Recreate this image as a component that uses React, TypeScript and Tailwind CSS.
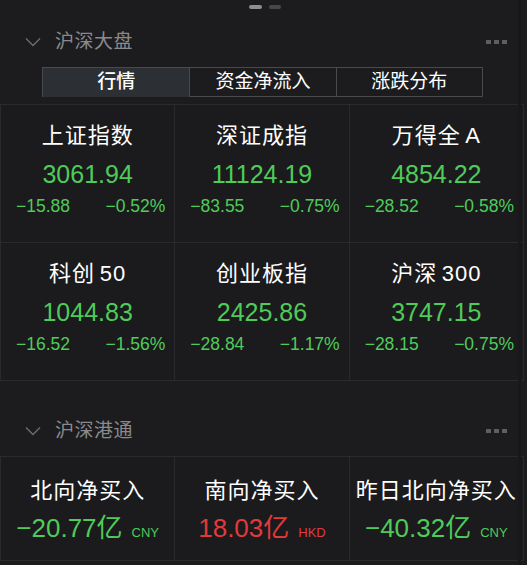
import React from "react";

const FONT = '"Liberation Sans", "Noto Sans CJK SC", sans-serif';

type Index = { name: string; value: string; change: string; pct: string };

const indices: Index[] = [
  { name: "上证指数", value: "3061.94", change: "−15.88", pct: "−0.52%" },
  { name: "深证成指", value: "11124.19", change: "−83.55", pct: "−0.75%" },
  { name: "万得全\u2006A", value: "4854.22", change: "−28.52", pct: "−0.58%" },
  { name: "科创\u200650", value: "1044.83", change: "−16.52", pct: "−1.56%" },
  { name: "创业板指", value: "2425.86", change: "−28.84", pct: "−1.17%" },
  { name: "沪深\u2006300", value: "3747.15", change: "−28.15", pct: "−0.75%" },
];

const flows = [
  { name: "北向净买入", value: "−20.77亿", unit: "CNY", up: false },
  { name: "南向净买入", value: "18.03亿", unit: "HKD", up: true },
  { name: "昨日北向净买入", value: "−40.32亿", unit: "CNY", up: false },
];

function SectionHeader({ title }: { title: string }) {
  return (
    <div className="flex items-center h-[40px] pl-[25px] pr-[20px]">
      <svg width="16" height="10" viewBox="0 0 16 10" className="shrink-0">
        <path d="M1 1.5 L8 8.5 L15 1.5" fill="none" stroke="#6e6e72" strokeWidth="1.3" />
      </svg>
      <span className="ml-[14px] text-[19px] text-[#8a8a8e] tracking-[0.5px]">{title}</span>
      <div className="ml-auto flex gap-[3px]">
        <span className="w-[5px] h-[4px] bg-[#5e5e62]" />
        <span className="w-[5px] h-[4px] bg-[#5e5e62]" />
        <span className="w-[5px] h-[4px] bg-[#5e5e62]" />
      </div>
    </div>
  );
}

export default function App() {
  return (
    <div
      className="relative w-[527px] h-[565px] overflow-hidden bg-[#1c1c1e] text-white"
      style={{ fontFamily: FONT }}
    >
      {/* page dots */}
      <div className="flex justify-center gap-[7px] pt-[5px] pl-[2px]">
        <span className="w-[13px] h-[4px] rounded-full bg-[#8e8e92]" />
        <span className="w-[12px] h-[4px] rounded-full bg-[#48484c]" />
      </div>

      <div className="mt-[13px]">
        <SectionHeader title="沪深大盘" />
      </div>

      {/* tabs */}
      <div className="ml-[42px] mt-[5px] w-[441px] h-[30px] grid grid-cols-3 border border-[#4a4a4e] text-[19px]">
        <div className="flex items-center justify-center bg-[#2c2f33] font-medium">行情</div>
        <div className="flex items-center justify-center border-l border-[#4a4a4e]">资金净流入</div>
        <div className="flex items-center justify-center border-l border-[#4a4a4e]">涨跌分布</div>
      </div>

      {/* index grid */}
      <div className="mt-[7px] w-[524px] grid grid-cols-3 gap-px bg-[#2a2a2d] p-px">
        {indices.map((it) => (
          <div key={it.name} className="h-[137px] bg-[#1b1b1d] flex flex-col items-center pt-[17px]">
            <div className="text-[22px] leading-[28px] tracking-[1px] whitespace-pre">{it.name}</div>
            <div className="mt-[9px] text-[25px] leading-[30px] text-[#4fcb5a]">{it.value}</div>
            <div className="mt-[6px] w-full flex justify-between pl-[15px] pr-[9px] text-[17.5px] leading-[22px] text-[#4fcb5a]">
              <span>{it.change}</span>
              <span>{it.pct}</span>
            </div>
          </div>
        ))}
      </div>

      <div className="mt-[30px]">
        <SectionHeader title="沪深港通" />
      </div>

      {/* stock connect grid */}
      <div className="mt-[5px] w-[524px] grid grid-cols-3 gap-px bg-[#2a2a2d] p-px">
        {flows.map((f) => (
          <div key={f.name} className="h-[103px] bg-[#1b1b1d] flex flex-col items-center pt-[20px]">
            <div className="text-[22px] leading-[28px] tracking-[1px]">{f.name}</div>
            <div
              className={
                "mt-[7px] flex items-baseline gap-[9px] " + (f.up ? "text-[#e03a3a]" : "text-[#4fcb5a]")
              }
            >
              <span className="text-[26px] leading-[32px]">{f.value}</span>
              <span className="text-[13px]">{f.unit}</span>
            </div>
          </div>
        ))}
      </div>

      {/* scrollbar track */}
      <div className="absolute top-0 bottom-0 right-[6px] w-[3px] bg-[#18181a]" />
    </div>
  );
}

────

Transcribe the full listing character for character. Pictures are excluded.

ANSWER FOR THE TASK —
Recreate this image as a component that uses React, TypeScript and Tailwind CSS.
import React from "react";

const FONT = '"Liberation Sans", "Noto Sans CJK SC", sans-serif';

type Index = { name: string; value: string; change: string; pct: string };

const indices: Index[] = [
  { name: "上证指数", value: "3061.94", change: "−15.88", pct: "−0.52%" },
  { name: "深证成指", value: "11124.19", change: "−83.55", pct: "−0.75%" },
  { name: "万得全\u2006A", value: "4854.22", change: "−28.52", pct: "−0.58%" },
  { name: "科创\u200650", value: "1044.83", change: "−16.52", pct: "−1.56%" },
  { name: "创业板指", value: "2425.86", change: "−28.84", pct: "−1.17%" },
  { name: "沪深\u2006300", value: "3747.15", change: "−28.15", pct: "−0.75%" },
];

const flows = [
  { name: "北向净买入", value: "−20.77亿", unit: "CNY", up: false },
  { name: "南向净买入", value: "18.03亿", unit: "HKD", up: true },
  { name: "昨日北向净买入", value: "−40.32亿", unit: "CNY", up: false },
];

function SectionHeader({ title }: { title: string }) {
  return (
    <div className="flex items-center h-[40px] pl-[25px] pr-[20px]">
      <svg width="16" height="10" viewBox="0 0 16 10" className="shrink-0">
        <path d="M1 1.5 L8 8.5 L15 1.5" fill="none" stroke="#6e6e72" strokeWidth="1.3" />
      </svg>
      <span className="ml-[14px] text-[19px] text-[#8a8a8e] tracking-[0.5px]">{title}</span>
      <div className="ml-auto flex gap-[3px]">
        <span className="w-[5px] h-[4px] bg-[#5e5e62]" />
        <span className="w-[5px] h-[4px] bg-[#5e5e62]" />
        <span className="w-[5px] h-[4px] bg-[#5e5e62]" />
      </div>
    </div>
  );
}

export default function App() {
  return (
    <div
      className="relative w-[527px] h-[565px] overflow-hidden bg-[#1c1c1e] text-white"
      style={{ fontFamily: FONT }}
    >
      {/* page dots */}
      <div className="flex justify-center gap-[7px] pt-[5px] pl-[2px]">
        <span className="w-[13px] h-[4px] rounded-full bg-[#8e8e92]" />
        <span className="w-[12px] h-[4px] rounded-full bg-[#48484c]" />
      </div>

      <div className="mt-[13px]">
        <SectionHeader title="沪深大盘" />
      </div>

      {/* tabs */}
      <div className="ml-[42px] mt-[5px] w-[441px] h-[30px] grid grid-cols-3 border border-[#4a4a4e] text-[19px]">
        <div className="flex items-center justify-center bg-[#2c2f33] font-medium">行情</div>
        <div className="flex items-center justify-center border-l border-[#4a4a4e]">资金净流入</div>
        <div className="flex items-center justify-center border-l border-[#4a4a4e]">涨跌分布</div>
      </div>

      {/* index grid */}
      <div className="mt-[7px] w-[524px] grid grid-cols-3 gap-px bg-[#2a2a2d] p-px">
        {indices.map((it) => (
          <div key={it.name} className="h-[137px] bg-[#1b1b1d] flex flex-col items-center pt-[17px]">
            <div className="text-[22px] leading-[28px] tracking-[1px] whitespace-pre">{it.name}</div>
            <div className="mt-[9px] text-[25px] leading-[30px] text-[#4fcb5a]">{it.value}</div>
            <div className="mt-[6px] w-full flex justify-between pl-[15px] pr-[9px] text-[17.5px] leading-[22px] text-[#4fcb5a]">
              <span>{it.change}</span>
              <span>{it.pct}</span>
            </div>
          </div>
        ))}
      </div>

      <div className="mt-[30px]">
        <SectionHeader title="沪深港通" />
      </div>

      {/* stock connect grid */}
      <div className="mt-[5px] w-[524px] grid grid-cols-3 gap-px bg-[#2a2a2d] p-px">
        {flows.map((f) => (
          <div key={f.name} className="h-[103px] bg-[#1b1b1d] flex flex-col items-center pt-[20px]">
            <div className="text-[22px] leading-[28px] tracking-[1px]">{f.name}</div>
            <div
              className={
                "mt-[7px] flex items-baseline gap-[9px] " + (f.up ? "text-[#e03a3a]" : "text-[#4fcb5a]")
              }
            >
              <span className="text-[26px] leading-[32px]">{f.value}</span>
              <span className="text-[13px]">{f.unit}</span>
            </div>
          </div>
        ))}
      </div>

      {/* scrollbar track */}
      <div className="absolute top-0 bottom-0 right-[6px] w-[3px] bg-[#18181a]" />
    </div>
  );
}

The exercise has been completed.